The apple trees will be due for their summer pruning soon.

The raised bed is finished. A layer of farmyard manure in the bottom, the rest of the fill a mixture of equal parts topsoil and my homemade garden comppost. The latter will likely have weed seeds which I will allow to germinate before I sow anything. The weed seedlings can be hoed off before I sow an edible crop.

These perennial sweet peas have an interesting story. Back in the summer of 1990 I was working at the power station in Ironbridge. The contract duration was 3 months, right through the summer. I found a holiday cottage to rent in rural Shropshire about 10 miles away and Mrs P, I and our cat spent a delighful summer there. There were perennial sweet peas growing against the wall of the cottage. I took some seeds home and, when we moved to Yorkshire the follwing year, sowed them and grew the plants against the boundary wall. They were still there when we left 15 years later. Soon after we moved to our present home we spent a few days in Herefordshire where, on a walk with Mrs P’s brother and his wife, we came across perennial sweet peas growing wild in a hedgerow. Again I took seeds and now we have perennial sweetpeas again.

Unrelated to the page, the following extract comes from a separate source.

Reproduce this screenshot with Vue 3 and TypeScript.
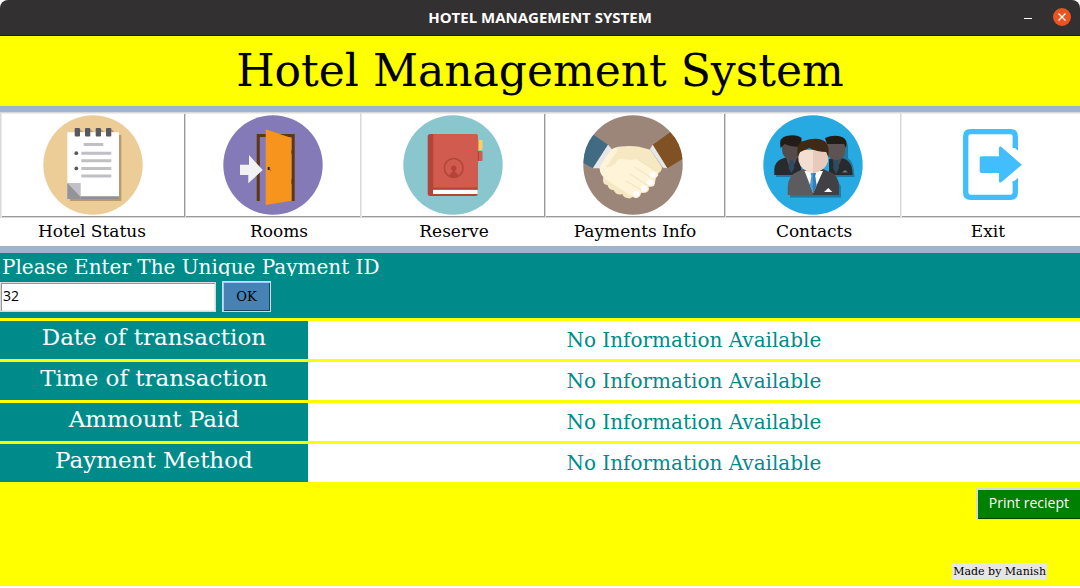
<script setup lang="ts">
import { ref } from 'vue'

interface NavItem {
  id: string
  label: string
}

interface DetailRow {
  name: string
  value: string
}

const navItems: NavItem[] = [
  { id: 'status', label: 'Hotel Status' },
  { id: 'rooms', label: 'Rooms' },
  { id: 'reserve', label: 'Reserve' },
  { id: 'payments', label: 'Payments Info' },
  { id: 'contacts', label: 'Contacts' },
  { id: 'exit', label: 'Exit' },
]

const empty = 'No Information Available'
const rows = ref<DetailRow[]>([
  { name: 'Date of transaction', value: empty },
  { name: 'Time of transaction', value: empty },
  { name: 'Ammount Paid', value: empty },
  { name: 'Payment Method', value: empty },
])

const paymentId = ref('32')
</script>

<template>
  <div class="window">
    <header class="titlebar">
      <span class="titlebar-text">HOTEL MANAGEMENT SYSTEM</span>
      <div class="window-controls">
        <button type="button" class="control" aria-label="Minimize">
          <svg width="10" height="18" viewBox="0 0 10 18"><path d="M1 10.500h8" stroke="#fff" stroke-width="1" /></svg>
        </button>
        <button type="button" class="control" aria-label="Close">
          <svg width="18" height="18" viewBox="0 0 18 18">
            <circle cx="9" cy="9" r="9" fill="#e95420" />
            <path d="M5.500 5.500l7 7M12.500 5.500l-7 7" stroke="#fff" stroke-width="1.300" />
          </svg>
        </button>
      </div>
    </header>

    <main class="content">
      <h1 class="heading">Hotel Management System</h1>

      <nav class="nav">
        <div class="nav-buttons">
          <button v-for="item in navItems" :id="item.id" :key="item.id" type="button" class="nav-button" :class="item.id">
            <svg v-if="item.id === 'status'" class="icon" viewBox="0 0 100 100">
              <circle cx="50" cy="50" r="49.700" fill="#eccd98" />
              <path d="M27 20h51.300v66H27z" fill="#b99a6d" />
              <path d="M24.300 17.300H76V84H24.300z" fill="#fff" />
              <path d="M24.300 81.300H76V84H24.300z" fill="#8f9096" />
              <path d="M24.300 68h13.400v16H24.300z" fill="#c0c0c6" />
              <path d="M24.300 68l13.400 14v2H24.300z" fill="#93949a" />
              <path d="M37 14l3 3h-3zM47.300 14l3 3h-3zM58 14l3 3h-3zM68.300 14l3 3h-3z" fill="#b99a6d" />
              <g fill="#58595e">
                <rect x="31.700" y="13" width="5.300" height="8.500" rx="1" />
                <rect x="42" y="13" width="5.300" height="8.500" rx="1" />
                <rect x="52.700" y="13" width="5.300" height="8.500" rx="1" />
                <rect x="63" y="13" width="5.300" height="8.500" rx="1" />
                <circle cx="33.300" cy="38.200" r="1.900" />
                <circle cx="33.300" cy="53.400" r="1.900" />
              </g>
              <path d="M40.700 29.500h19.600M38.300 38.200h30M38.300 45.800h30M38.300 53.400h30M38.300 61h30" stroke="#bfbfc4" stroke-width="3" />
            </svg>

            <svg v-else-if="item.id === 'rooms'" class="icon" viewBox="0 0 100 100">
              <circle cx="50" cy="50" r="49.700" fill="#847ab8" />
              <path d="M33.700 86V19h38v67h-3.200V22H36.800v64z" fill="#5f3813" />
              <path d="M42.700 14.300L68.500 23v62.700L42.700 90z" fill="#f7941e" />
              <path d="M68.800 35v4M68.800 64v5" stroke="#4a2c14" stroke-width=".6" />
              <path d="M44.700 52h2v3h-2z" fill="#33231a" />
              <path d="M46.500 54l1.400 2" stroke="#7d5a2c" stroke-width=".8" />
              <path d="M17 49.700h9V40l13.700 15-14.400 13.300V60H17z" fill="#f2f2f2" />
            </svg>

            <svg v-else-if="item.id === 'reserve'" class="icon" viewBox="0 0 100 100">
              <circle cx="50" cy="50" r="49.700" fill="#8ac6cd" />
              <rect x="72" y="25" width="7.500" height="10" rx="1" fill="#fbd063" />
              <rect x="72" y="36" width="7.500" height="10" rx="1" fill="#d15b4f" />
              <path d="M74.700 25H76v10h-1.300z" fill="#d6a955" />
              <path d="M74.700 36H76v10h-1.300z" fill="#af4337" />
              <rect x="24.700" y="19" width="50" height="62" rx="2.500" fill="#b44439" />
              <path d="M30.300 19H73q1.700 0 1.700 2v51.500H30.300z" fill="#d15b4f" />
              <path d="M30.300 74h44.400v1H30.300z" fill="#d15b4f" />
              <path d="M30 75h44.700v4H30z" fill="#fff" />
              <circle cx="50.700" cy="53" r="9.400" fill="none" stroke="#b44439" stroke-width="1.500" />
              <circle cx="50.700" cy="53.200" r="2.700" fill="#b44439" />
              <path d="M49.300 54h2.800v3q2.500 1 3.300 5-4.700 2.300-9.400 0 .8-4 3.300-5z" fill="#b44439" />
            </svg>

            <svg v-else-if="item.id === 'payments'" class="icon" viewBox="0 0 100 100">
              <circle cx="50" cy="50" r="49.700" fill="#9c867a" />
              <path d="M10.500 19.700L25 29.700 9.800 53.300.5 48Q.5 32 10.500 19.700z" fill="#416b82" />
              <path d="M87.300 17.300L69.700 29.700l14.600 23.600L99.500 44Q98 28 87.300 17.300z" fill="#805122" />
              <path d="M25 29.700l4 4.600-12 19H9.800z" fill="#e6e7e8" />
              <path d="M69.700 29.700L67 34l13 18.700 4.300.6z" fill="#e6e7e8" />
              <path d="M28 35q4-3.500 10-3.500 10-1 18 .3l11.500 3L79 52q0 5-5 7l-3 12-6 1-1 5-6 1-3 4-5-1q-2 3.500-6 2-4-1-4.500-4-6 2-9-4-5 0-6-5-6 0-4-9z" fill="#f6e8c2" />
              <path d="M16.500 53Q22 43 28 35l4-2-8 15q-2 5 2 4 5-1 8-6 2-3 6-2 8 2 14 0l19 12q4 3 1 6-3 2-6 0 6 4 3 8-3 3-7 0 4 4 0 7-4 2-7-1 2 3-1 6-3 2-6 0L24 65q-7-4-7.500-12z" fill="#fff4d8" />
              <path d="M28 35l5-2q2 0 1 4-5 5-9 13l-6 4-2.500-1Q22 43 28 35z" fill="#fff4d8" />
              <path d="M51.500 52l17 11M43 66l15.500 9M54 44l19 12M47 59l17 11" stroke="#f3e2b7" stroke-width="1" stroke-linecap="round" fill="none" />
              <g fill="#fff">
                <circle cx="69.700" cy="60" r="2.900" />
                <circle cx="67" cy="67.500" r="2.900" />
                <circle cx="60.800" cy="73.500" r="2.900" />
                <circle cx="53.200" cy="78.500" r="2.900" />
              </g>
            </svg>

            <svg v-else-if="item.id === 'contacts'" class="icon" viewBox="0 0 100 100">
              <circle cx="50" cy="50" r="49.700" fill="#27a9e1" />
              <path d="M13 60h24v2H13zM80 23q4 3 5 8v12q6 4 6.500 19H67v-2z" fill="#1f7ba2" />
              <path d="M11.300 60v-6q.5-7 7-10l9-3 11 3v16z" fill="#292a2d" />
              <path d="M23 42l5 15 6-14z" fill="#565258" />
              <path d="M26.500 45h4l1 8-3 5-3-5z" fill="#304a60" />
              <path d="M18.500 29h20v9q-3 7-10 7-7-1-9-7z" fill="#554b4b" />
              <path d="M17.500 33q-2-11 6-12 10-2 15 2v8q-8 2-17-2z" fill="#241c16" />
              <path d="M66 60V44l8-2 8 2q7.500 3 7.700 16z" fill="#292a2d" />
              <path d="M69 42l4 15 6-14z" fill="#4d494e" />
              <path d="M71 45h4l1 8-3 6-3-6z" fill="#304a60" />
              <path d="M63 29h19v9q-2 7-9 7-7-1-10-7z" fill="#5d5352" />
              <path d="M62 23q9-4 17-1 6 2 4 11l-2-4q-7 0-17 0z" fill="#241c16" />
              <path d="M79 57.500l3-2.500 3 2.500z" fill="#76777a" />
              <path d="M27 80h49V68q2 2 2 6v8.500H27z" fill="#1f7ba2" />
              <path d="M24.700 80V72q.5-12 10-15.500l7-3h17.500l6.500 3Q76 60 76 72v8z" fill="#5c5b60" />
              <path d="M50 54h9.500l6.500 3Q76 60 76 72v8H50z" fill="#414145" />
              <path d="M41.500 56l8.700 22L60 56z" fill="#fff" />
              <path d="M47.500 58h5.300l-.7 3 1.500 10-3.500 7-3.300-7 1.500-10z" fill="#4d9bd5" />
              <path d="M50 57v21l3.600-7-1.500-10 .7-3z" fill="#337fb9" />
              <path d="M35.500 35H65v11q-3 10-15 12-12-2-14.500-12z" fill="#f4ddd1" />
              <path d="M50 35h15v11q-3 10-15 12z" fill="#e8cabc" />
              <path d="M34.700 42q-2-15 6-16 14-5 22 1 4 4 2.500 15l-2-5q-9 0-17-4-7 3-9 4z" fill="#3d2a17" />
              <path d="M61 77l4.300-4 4 4z" fill="#fff" />
            </svg>

            <svg v-else class="icon" viewBox="0 0 100 100">
              <path d="M72.300 33V21.500q0-4.800-4.800-4.800h-40q-4.800 0-4.800 4.800v56q0 4.800 4.800 4.800h40q4.800 0 4.800-4.800V66" fill="none" stroke="#42befd" stroke-width="5.300" />
              <path d="M69.600 31l5.400 4.700V30h-5.400zM69.600 67.500l5.400-4.700V68h-5.400z" fill="#42befd" />
              <path d="M38.500 41.300H56v-8q0-3 2.500-1.300l20.300 17.700L58.500 67Q56 68.500 56 66v-8H38.500q-1.800 0-1.800-1.800V43q0-1.700 1.800-1.700z" fill="#42befd" />
            </svg>
          </button>
        </div>
        <div class="nav-labels">
          <label v-for="item in navItems" :key="item.id" :for="item.id">{{ item.label }}</label>
        </div>
      </nav>

      <form class="lookup" @submit.prevent>
        <label class="lookup-label" for="payment-id">Please Enter The Unique Payment ID</label>
        <div class="lookup-row">
          <input id="payment-id" v-model="paymentId" class="lookup-input" type="text" />
          <button type="submit" class="ok-button">OK</button>
        </div>
      </form>

      <table class="details">
        <tbody>
          <tr v-for="row in rows" :key="row.name">
            <th scope="row">{{ row.name }}</th>
            <td>{{ row.value }}</td>
          </tr>
        </tbody>
      </table>

      <button type="button" class="print-button">Print reciept</button>
      <footer class="credit">Made by Manish</footer>
    </main>
  </div>
</template>

<style>
body {
  margin: 0;
  background: #fff;
}
</style>

<style scoped>
.window {
  display: flex;
  flex-direction: column;
  min-height: 100vh;
  box-sizing: border-box;
  padding-bottom: 2px;
  overflow: hidden;
  font-family: "DejaVu Serif", serif;
  color: #000;
}

button,
input {
  box-sizing: border-box;
  margin: 0;
  border-radius: 0;
}

.titlebar {
  display: grid;
  grid-template-columns: 1fr auto 1fr;
  align-items: center;
  height: 36px;
  box-sizing: border-box;
  padding-bottom: 1px;
  border-bottom: 1px solid #1e1c1d;
  border-radius: 8px 8px 0 0;
  background: #333031;
  color: #fff;
  font: bold 15px/20px "Open Sans", sans-serif;
}

.titlebar-text {
  grid-column: 2;
}

.window-controls {
  display: flex;
  justify-content: flex-end;
  gap: 20px;
  padding-right: 9px;
}

.control {
  display: flex;
  padding: 0;
  border: 0;
  background: none;
}

.content {
  display: flex;
  flex: 1;
  flex-direction: column;
  background: #ff0;
}

.heading {
  margin: 0;
  font-size: 44px;
  font-weight: normal;
  line-height: 70px;
  text-align: center;
}

.nav {
  border-top: 6px solid #a2b4cd;
  border-bottom: 7px solid #a2b4cd;
  background: #fff;
}

.nav-buttons {
  display: grid;
  grid-template-columns: repeat(6, 1fr);
}

/* Neighbouring buttons overlap by 6px; the z-index order decides whose edge shows. */
.nav-button {
  position: relative;
  display: flex;
  align-items: center;
  justify-content: center;
  height: 106px;
  margin-right: -6px;
  padding: 0;
  border: 1px solid #d9d9d9;
  background: #fff;
  box-shadow: inset 1px 1px #ececec, inset -1px -1px #999;
}

.status {
  z-index: 6;
}

.rooms {
  z-index: 1;
}

.reserve {
  z-index: 5;
}

.payments {
  z-index: 4;
}

.contacts {
  z-index: 2;
}

.exit {
  z-index: 3;
}

.icon {
  width: 100px;
  height: 100px;
}

.nav-labels {
  display: grid;
  grid-template-columns: 184fr 190fr 160fr 202fr 156fr 192fr;
  height: 28px;
  margin-right: -4px;
  font-size: 17px;
  line-height: 26px;
  text-align: center;
}

.lookup {
  height: 65px;
  background: #008b8b;
}

.lookup-label {
  display: block;
  height: 23px;
  padding-left: 2px;
  overflow: hidden;
  color: #fff;
  font-size: 20px;
  line-height: 28px;
}

.lookup-row {
  display: flex;
  align-items: center;
  gap: 6px;
  padding-top: 5px;
}

.lookup-input {
  width: 216px;
  height: 30px;
  padding: 0 2px 2px;
  border: 1px solid #d9d9d9;
  background: #fff;
  box-shadow: inset 1px 1px #999, inset -1px -1px #ececec;
  color: #000;
  font: 14px "Open Sans", sans-serif;
  outline: 0;
}

.ok-button {
  width: 49px;
  height: 31px;
  padding: 0;
  border: 1px solid #d9d9d9;
  background: #4682b4;
  box-shadow: inset 1px 1px #a9c8ff, inset -1px -1px #23415a;
  color: #000;
  font: 13px "DejaVu Serif", serif;
}

.details {
  width: 100%;
  border-collapse: collapse;
  table-layout: fixed;
}

.details th,
.details td {
  height: 38px;
  box-sizing: content-box;
  padding: 0;
  border-top: 3px solid #ff0;
  font-weight: normal;
  text-align: center;
}

.details th {
  width: 28.5%;
  background: #008b8b;
  color: #fff;
  font-size: 23px;
  line-height: 33px;
  vertical-align: top;
}

.details td {
  background: #fff;
  color: #008b8b;
  font-size: 20px;
  line-height: 38px;
}

.print-button {
  align-self: flex-end;
  height: 32px;
  margin-top: 6px;
  padding: 0 11px 3px 12px;
  border: 1px solid #d9d9d9;
  border-right: 0;
  background: #008000;
  box-shadow: inset 1px 1px #d9d9d9, inset 0 -1px #004000;
  color: #fff;
  font: 14px "Open Sans", sans-serif;
}

.credit {
  align-self: flex-end;
  margin: auto 33px 6px 0;
  padding: 0 1px;
  background: #e6e6e6;
  font-size: 11px;
  line-height: 17px;
}
</style>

I harvested the garlic yesterday. Here it is drying out in the greenhouse.

The Ceanothus has almost finished flowering and is ready for it’s annual haircut. I could do with one of those, too. It’s been four months since I last visited abarber and it’ll likley be another 2 to 3 weeks before I can again!

21 thoughts on “Weekend Walk in the Garden #13 – 28th June 2020.

    1. There was a time, a week or so ago, when looking at the BBC weather forecast we saw rain and more rain forecast for England and none here. Last night they showed a map with the above average rainfall for the month highlighted which confirmed that impression. The grass is turning green very quickly!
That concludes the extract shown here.